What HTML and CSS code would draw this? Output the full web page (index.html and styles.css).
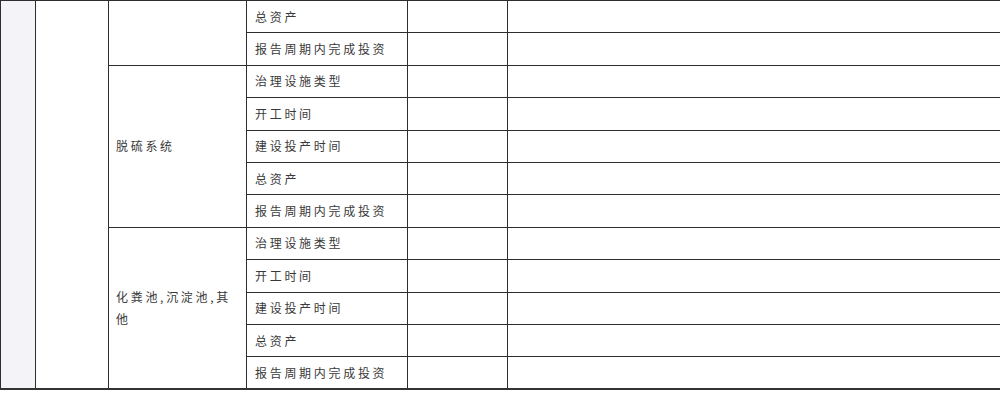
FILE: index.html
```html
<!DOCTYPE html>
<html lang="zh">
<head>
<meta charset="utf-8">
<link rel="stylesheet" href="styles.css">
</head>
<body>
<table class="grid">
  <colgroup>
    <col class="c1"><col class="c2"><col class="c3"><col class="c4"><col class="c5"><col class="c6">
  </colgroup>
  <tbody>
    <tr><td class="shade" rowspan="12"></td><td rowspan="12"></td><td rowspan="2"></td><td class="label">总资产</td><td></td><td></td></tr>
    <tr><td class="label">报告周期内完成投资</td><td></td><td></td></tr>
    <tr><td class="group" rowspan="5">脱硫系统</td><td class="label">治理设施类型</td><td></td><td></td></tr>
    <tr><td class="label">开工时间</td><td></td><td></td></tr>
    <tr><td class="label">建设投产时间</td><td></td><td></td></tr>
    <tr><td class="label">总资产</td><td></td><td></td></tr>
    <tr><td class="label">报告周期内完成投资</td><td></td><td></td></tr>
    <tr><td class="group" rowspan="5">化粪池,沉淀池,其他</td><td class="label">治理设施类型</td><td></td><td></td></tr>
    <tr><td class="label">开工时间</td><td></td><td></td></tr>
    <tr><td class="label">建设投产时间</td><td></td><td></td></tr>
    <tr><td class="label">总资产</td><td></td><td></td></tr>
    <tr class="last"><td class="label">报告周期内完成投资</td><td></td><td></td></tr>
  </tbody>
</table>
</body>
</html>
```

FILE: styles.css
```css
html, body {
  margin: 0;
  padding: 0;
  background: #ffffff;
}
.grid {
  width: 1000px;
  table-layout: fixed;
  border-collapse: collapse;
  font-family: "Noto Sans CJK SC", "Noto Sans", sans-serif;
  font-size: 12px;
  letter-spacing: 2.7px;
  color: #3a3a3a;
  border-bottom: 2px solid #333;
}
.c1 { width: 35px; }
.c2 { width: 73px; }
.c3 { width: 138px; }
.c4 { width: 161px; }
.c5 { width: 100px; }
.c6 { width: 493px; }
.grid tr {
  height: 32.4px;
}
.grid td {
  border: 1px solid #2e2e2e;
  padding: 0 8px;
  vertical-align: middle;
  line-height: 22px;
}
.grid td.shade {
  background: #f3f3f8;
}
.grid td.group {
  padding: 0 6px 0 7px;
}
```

TASK — Every line of text is to be repeated exactly; pictures are left out.

THE SOLUTION —
What HTML and CSS code would draw this? Output the full web page (index.html and styles.css).
FILE: index.html
```html
<!DOCTYPE html>
<html lang="zh">
<head>
<meta charset="utf-8">
<link rel="stylesheet" href="styles.css">
</head>
<body>
<table class="grid">
  <colgroup>
    <col class="c1"><col class="c2"><col class="c3"><col class="c4"><col class="c5"><col class="c6">
  </colgroup>
  <tbody>
    <tr><td class="shade" rowspan="12"></td><td rowspan="12"></td><td rowspan="2"></td><td class="label">总资产</td><td></td><td></td></tr>
    <tr><td class="label">报告周期内完成投资</td><td></td><td></td></tr>
    <tr><td class="group" rowspan="5">脱硫系统</td><td class="label">治理设施类型</td><td></td><td></td></tr>
    <tr><td class="label">开工时间</td><td></td><td></td></tr>
    <tr><td class="label">建设投产时间</td><td></td><td></td></tr>
    <tr><td class="label">总资产</td><td></td><td></td></tr>
    <tr><td class="label">报告周期内完成投资</td><td></td><td></td></tr>
    <tr><td class="group" rowspan="5">化粪池,沉淀池,其他</td><td class="label">治理设施类型</td><td></td><td></td></tr>
    <tr><td class="label">开工时间</td><td></td><td></td></tr>
    <tr><td class="label">建设投产时间</td><td></td><td></td></tr>
    <tr><td class="label">总资产</td><td></td><td></td></tr>
    <tr class="last"><td class="label">报告周期内完成投资</td><td></td><td></td></tr>
  </tbody>
</table>
</body>
</html>
```

FILE: styles.css
```css
html, body {
  margin: 0;
  padding: 0;
  background: #ffffff;
}
.grid {
  width: 1000px;
  table-layout: fixed;
  border-collapse: collapse;
  font-family: "Noto Sans CJK SC", "Noto Sans", sans-serif;
  font-size: 12px;
  letter-spacing: 2.7px;
  color: #3a3a3a;
  border-bottom: 2px solid #333;
}
.c1 { width: 35px; }
.c2 { width: 73px; }
.c3 { width: 138px; }
.c4 { width: 161px; }
.c5 { width: 100px; }
.c6 { width: 493px; }
.grid tr {
  height: 32.4px;
}
.grid td {
  border: 1px solid #2e2e2e;
  padding: 0 8px;
  vertical-align: middle;
  line-height: 22px;
}
.grid td.shade {
  background: #f3f3f8;
}
.grid td.group {
  padding: 0 6px 0 7px;
}
```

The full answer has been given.